Entries taken from a collection
━━━━━━━━━━━━━━━━━━━━

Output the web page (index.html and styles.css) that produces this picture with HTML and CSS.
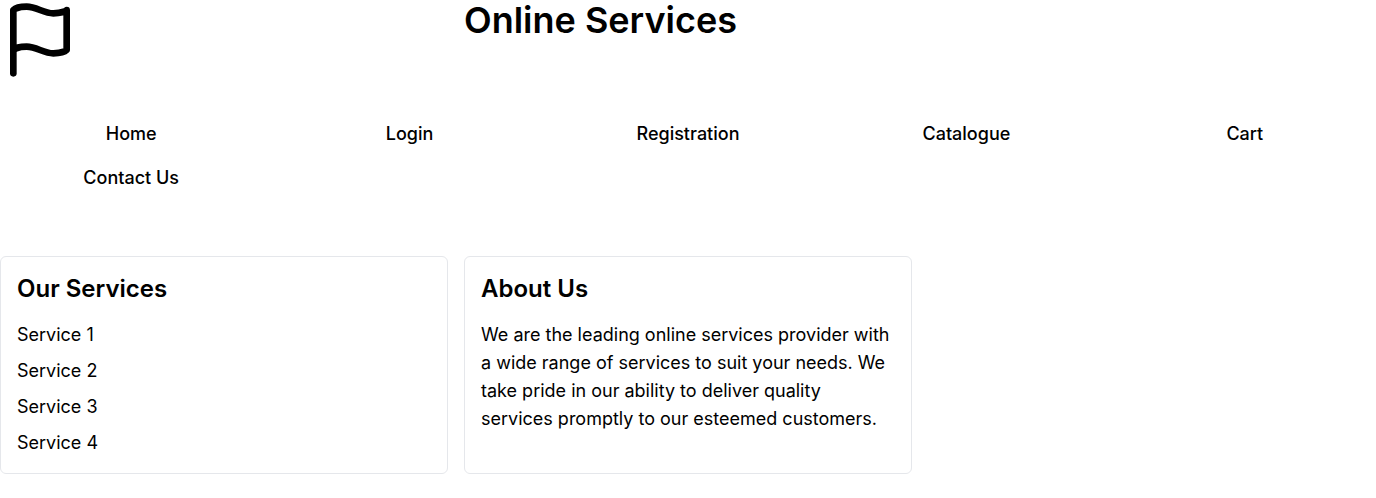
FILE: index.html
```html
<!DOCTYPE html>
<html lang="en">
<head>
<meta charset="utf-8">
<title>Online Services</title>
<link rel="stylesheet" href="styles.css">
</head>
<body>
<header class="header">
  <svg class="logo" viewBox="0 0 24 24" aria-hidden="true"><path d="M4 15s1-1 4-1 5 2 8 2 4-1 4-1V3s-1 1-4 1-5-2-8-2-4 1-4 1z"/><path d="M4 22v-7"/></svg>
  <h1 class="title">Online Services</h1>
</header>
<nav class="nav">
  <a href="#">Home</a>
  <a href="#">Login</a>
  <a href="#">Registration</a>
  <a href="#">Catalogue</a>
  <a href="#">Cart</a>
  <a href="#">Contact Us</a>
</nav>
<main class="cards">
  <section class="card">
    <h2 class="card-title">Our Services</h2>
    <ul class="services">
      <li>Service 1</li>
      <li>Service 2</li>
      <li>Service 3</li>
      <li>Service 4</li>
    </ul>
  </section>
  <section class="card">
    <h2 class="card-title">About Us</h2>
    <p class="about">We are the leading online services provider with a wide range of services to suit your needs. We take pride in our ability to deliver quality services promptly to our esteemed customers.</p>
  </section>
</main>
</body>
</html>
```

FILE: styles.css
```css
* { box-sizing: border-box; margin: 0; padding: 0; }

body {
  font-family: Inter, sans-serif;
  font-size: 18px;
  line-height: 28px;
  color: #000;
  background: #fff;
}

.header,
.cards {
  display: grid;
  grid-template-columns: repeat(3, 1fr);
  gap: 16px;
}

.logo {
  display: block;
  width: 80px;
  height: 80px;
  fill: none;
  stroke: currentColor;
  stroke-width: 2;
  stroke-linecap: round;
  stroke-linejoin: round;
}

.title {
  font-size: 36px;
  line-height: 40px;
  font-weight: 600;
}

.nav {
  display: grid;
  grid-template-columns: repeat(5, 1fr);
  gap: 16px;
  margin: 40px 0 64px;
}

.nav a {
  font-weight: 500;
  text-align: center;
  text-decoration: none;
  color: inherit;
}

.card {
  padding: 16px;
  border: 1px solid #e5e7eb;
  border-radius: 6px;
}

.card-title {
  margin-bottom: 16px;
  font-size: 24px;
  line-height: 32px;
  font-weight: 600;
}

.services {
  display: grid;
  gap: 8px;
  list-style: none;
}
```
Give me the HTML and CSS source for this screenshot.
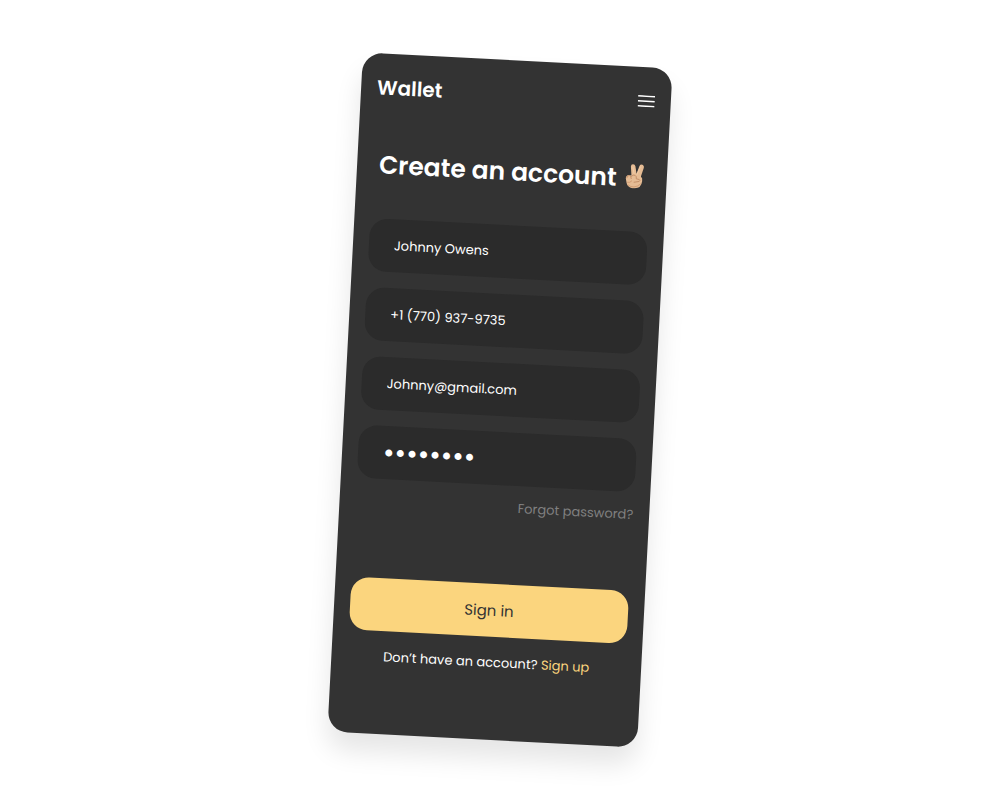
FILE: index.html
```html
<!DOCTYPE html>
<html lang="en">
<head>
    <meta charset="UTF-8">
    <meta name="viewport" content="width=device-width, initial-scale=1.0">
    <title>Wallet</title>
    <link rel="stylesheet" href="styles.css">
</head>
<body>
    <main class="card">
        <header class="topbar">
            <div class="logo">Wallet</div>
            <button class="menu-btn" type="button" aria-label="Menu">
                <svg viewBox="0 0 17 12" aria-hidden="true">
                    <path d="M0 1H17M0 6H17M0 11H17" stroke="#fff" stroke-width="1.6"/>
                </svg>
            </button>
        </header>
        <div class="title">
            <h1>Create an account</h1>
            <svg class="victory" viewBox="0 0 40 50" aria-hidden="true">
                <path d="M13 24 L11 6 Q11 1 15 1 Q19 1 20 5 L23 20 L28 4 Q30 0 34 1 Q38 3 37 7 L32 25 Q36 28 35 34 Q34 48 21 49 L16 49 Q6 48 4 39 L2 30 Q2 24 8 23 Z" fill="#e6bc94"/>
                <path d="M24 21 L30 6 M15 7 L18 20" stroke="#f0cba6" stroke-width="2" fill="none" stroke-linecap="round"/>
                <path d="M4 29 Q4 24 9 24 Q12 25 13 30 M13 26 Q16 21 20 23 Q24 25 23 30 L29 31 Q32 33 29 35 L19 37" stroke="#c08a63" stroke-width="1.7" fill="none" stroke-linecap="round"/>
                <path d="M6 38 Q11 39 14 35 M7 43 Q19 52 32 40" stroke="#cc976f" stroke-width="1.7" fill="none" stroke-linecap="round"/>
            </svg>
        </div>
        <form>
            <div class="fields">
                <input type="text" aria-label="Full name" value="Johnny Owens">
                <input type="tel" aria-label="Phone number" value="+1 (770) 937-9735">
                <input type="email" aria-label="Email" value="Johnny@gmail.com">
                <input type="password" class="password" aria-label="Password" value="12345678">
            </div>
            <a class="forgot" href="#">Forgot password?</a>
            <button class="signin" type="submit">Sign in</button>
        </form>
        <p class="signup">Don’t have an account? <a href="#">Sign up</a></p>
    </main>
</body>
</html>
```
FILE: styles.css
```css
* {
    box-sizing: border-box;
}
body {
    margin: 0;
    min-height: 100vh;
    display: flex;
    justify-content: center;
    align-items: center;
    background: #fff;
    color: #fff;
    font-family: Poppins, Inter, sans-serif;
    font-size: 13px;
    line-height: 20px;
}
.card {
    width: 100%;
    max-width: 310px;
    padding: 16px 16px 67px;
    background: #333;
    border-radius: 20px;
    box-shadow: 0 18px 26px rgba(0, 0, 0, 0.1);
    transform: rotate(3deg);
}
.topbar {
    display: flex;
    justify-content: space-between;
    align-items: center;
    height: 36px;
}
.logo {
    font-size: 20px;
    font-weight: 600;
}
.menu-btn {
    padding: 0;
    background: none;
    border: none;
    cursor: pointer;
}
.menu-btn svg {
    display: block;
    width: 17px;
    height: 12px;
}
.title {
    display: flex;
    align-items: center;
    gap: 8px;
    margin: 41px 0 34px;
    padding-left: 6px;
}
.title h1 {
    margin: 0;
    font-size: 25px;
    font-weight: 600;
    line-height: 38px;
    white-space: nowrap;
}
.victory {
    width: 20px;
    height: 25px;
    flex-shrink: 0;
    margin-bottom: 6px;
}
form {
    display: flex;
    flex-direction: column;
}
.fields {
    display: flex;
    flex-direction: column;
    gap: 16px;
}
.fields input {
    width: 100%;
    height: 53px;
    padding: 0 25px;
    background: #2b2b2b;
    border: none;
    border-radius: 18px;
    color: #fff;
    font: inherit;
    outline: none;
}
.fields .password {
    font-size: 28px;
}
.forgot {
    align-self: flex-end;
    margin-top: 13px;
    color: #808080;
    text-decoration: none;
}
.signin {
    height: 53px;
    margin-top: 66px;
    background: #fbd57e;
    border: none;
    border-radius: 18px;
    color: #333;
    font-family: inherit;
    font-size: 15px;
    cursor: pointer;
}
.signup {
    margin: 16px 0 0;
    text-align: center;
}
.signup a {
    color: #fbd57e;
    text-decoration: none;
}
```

━━━━━━━━━━━━━━━━━━━━

Problem statement —
Retype all entries exactly as they appear, dropping the images.

Answer to the task —
Output the web page (index.html and styles.css) that produces this picture with HTML and CSS.
FILE: index.html
```html
<!DOCTYPE html>
<html lang="en">
<head>
<meta charset="utf-8">
<title>Online Services</title>
<link rel="stylesheet" href="styles.css">
</head>
<body>
<header class="header">
  <svg class="logo" viewBox="0 0 24 24" aria-hidden="true"><path d="M4 15s1-1 4-1 5 2 8 2 4-1 4-1V3s-1 1-4 1-5-2-8-2-4 1-4 1z"/><path d="M4 22v-7"/></svg>
  <h1 class="title">Online Services</h1>
</header>
<nav class="nav">
  <a href="#">Home</a>
  <a href="#">Login</a>
  <a href="#">Registration</a>
  <a href="#">Catalogue</a>
  <a href="#">Cart</a>
  <a href="#">Contact Us</a>
</nav>
<main class="cards">
  <section class="card">
    <h2 class="card-title">Our Services</h2>
    <ul class="services">
      <li>Service 1</li>
      <li>Service 2</li>
      <li>Service 3</li>
      <li>Service 4</li>
    </ul>
  </section>
  <section class="card">
    <h2 class="card-title">About Us</h2>
    <p class="about">We are the leading online services provider with a wide range of services to suit your needs. We take pride in our ability to deliver quality services promptly to our esteemed customers.</p>
  </section>
</main>
</body>
</html>
```

FILE: styles.css
```css
* { box-sizing: border-box; margin: 0; padding: 0; }

body {
  font-family: Inter, sans-serif;
  font-size: 18px;
  line-height: 28px;
  color: #000;
  background: #fff;
}

.header,
.cards {
  display: grid;
  grid-template-columns: repeat(3, 1fr);
  gap: 16px;
}

.logo {
  display: block;
  width: 80px;
  height: 80px;
  fill: none;
  stroke: currentColor;
  stroke-width: 2;
  stroke-linecap: round;
  stroke-linejoin: round;
}

.title {
  font-size: 36px;
  line-height: 40px;
  font-weight: 600;
}

.nav {
  display: grid;
  grid-template-columns: repeat(5, 1fr);
  gap: 16px;
  margin: 40px 0 64px;
}

.nav a {
  font-weight: 500;
  text-align: center;
  text-decoration: none;
  color: inherit;
}

.card {
  padding: 16px;
  border: 1px solid #e5e7eb;
  border-radius: 6px;
}

.card-title {
  margin-bottom: 16px;
  font-size: 24px;
  line-height: 32px;
  font-weight: 600;
}

.services {
  display: grid;
  gap: 8px;
  list-style: none;
}
```
Give me the HTML and CSS source for this screenshot.
FILE: index.html
```html
<!DOCTYPE html>
<html lang="en">
<head>
    <meta charset="UTF-8">
    <meta name="viewport" content="width=device-width, initial-scale=1.0">
    <title>Wallet</title>
    <link rel="stylesheet" href="styles.css">
</head>
<body>
    <main class="card">
        <header class="topbar">
            <div class="logo">Wallet</div>
            <button class="menu-btn" type="button" aria-label="Menu">
                <svg viewBox="0 0 17 12" aria-hidden="true">
                    <path d="M0 1H17M0 6H17M0 11H17" stroke="#fff" stroke-width="1.6"/>
                </svg>
            </button>
        </header>
        <div class="title">
            <h1>Create an account</h1>
            <svg class="victory" viewBox="0 0 40 50" aria-hidden="true">
                <path d="M13 24 L11 6 Q11 1 15 1 Q19 1 20 5 L23 20 L28 4 Q30 0 34 1 Q38 3 37 7 L32 25 Q36 28 35 34 Q34 48 21 49 L16 49 Q6 48 4 39 L2 30 Q2 24 8 23 Z" fill="#e6bc94"/>
                <path d="M24 21 L30 6 M15 7 L18 20" stroke="#f0cba6" stroke-width="2" fill="none" stroke-linecap="round"/>
                <path d="M4 29 Q4 24 9 24 Q12 25 13 30 M13 26 Q16 21 20 23 Q24 25 23 30 L29 31 Q32 33 29 35 L19 37" stroke="#c08a63" stroke-width="1.7" fill="none" stroke-linecap="round"/>
                <path d="M6 38 Q11 39 14 35 M7 43 Q19 52 32 40" stroke="#cc976f" stroke-width="1.7" fill="none" stroke-linecap="round"/>
            </svg>
        </div>
        <form>
            <div class="fields">
                <input type="text" aria-label="Full name" value="Johnny Owens">
                <input type="tel" aria-label="Phone number" value="+1 (770) 937-9735">
                <input type="email" aria-label="Email" value="Johnny@gmail.com">
                <input type="password" class="password" aria-label="Password" value="12345678">
            </div>
            <a class="forgot" href="#">Forgot password?</a>
            <button class="signin" type="submit">Sign in</button>
        </form>
        <p class="signup">Don’t have an account? <a href="#">Sign up</a></p>
    </main>
</body>
</html>
```
FILE: styles.css
```css
* {
    box-sizing: border-box;
}
body {
    margin: 0;
    min-height: 100vh;
    display: flex;
    justify-content: center;
    align-items: center;
    background: #fff;
    color: #fff;
    font-family: Poppins, Inter, sans-serif;
    font-size: 13px;
    line-height: 20px;
}
.card {
    width: 100%;
    max-width: 310px;
    padding: 16px 16px 67px;
    background: #333;
    border-radius: 20px;
    box-shadow: 0 18px 26px rgba(0, 0, 0, 0.1);
    transform: rotate(3deg);
}
.topbar {
    display: flex;
    justify-content: space-between;
    align-items: center;
    height: 36px;
}
.logo {
    font-size: 20px;
    font-weight: 600;
}
.menu-btn {
    padding: 0;
    background: none;
    border: none;
    cursor: pointer;
}
.menu-btn svg {
    display: block;
    width: 17px;
    height: 12px;
}
.title {
    display: flex;
    align-items: center;
    gap: 8px;
    margin: 41px 0 34px;
    padding-left: 6px;
}
.title h1 {
    margin: 0;
    font-size: 25px;
    font-weight: 600;
    line-height: 38px;
    white-space: nowrap;
}
.victory {
    width: 20px;
    height: 25px;
    flex-shrink: 0;
    margin-bottom: 6px;
}
form {
    display: flex;
    flex-direction: column;
}
.fields {
    display: flex;
    flex-direction: column;
    gap: 16px;
}
.fields input {
    width: 100%;
    height: 53px;
    padding: 0 25px;
    background: #2b2b2b;
    border: none;
    border-radius: 18px;
    color: #fff;
    font: inherit;
    outline: none;
}
.fields .password {
    font-size: 28px;
}
.forgot {
    align-self: flex-end;
    margin-top: 13px;
    color: #808080;
    text-decoration: none;
}
.signin {
    height: 53px;
    margin-top: 66px;
    background: #fbd57e;
    border: none;
    border-radius: 18px;
    color: #333;
    font-family: inherit;
    font-size: 15px;
    cursor: pointer;
}
.signup {
    margin: 16px 0 0;
    text-align: center;
}
.signup a {
    color: #fbd57e;
    text-decoration: none;
}
```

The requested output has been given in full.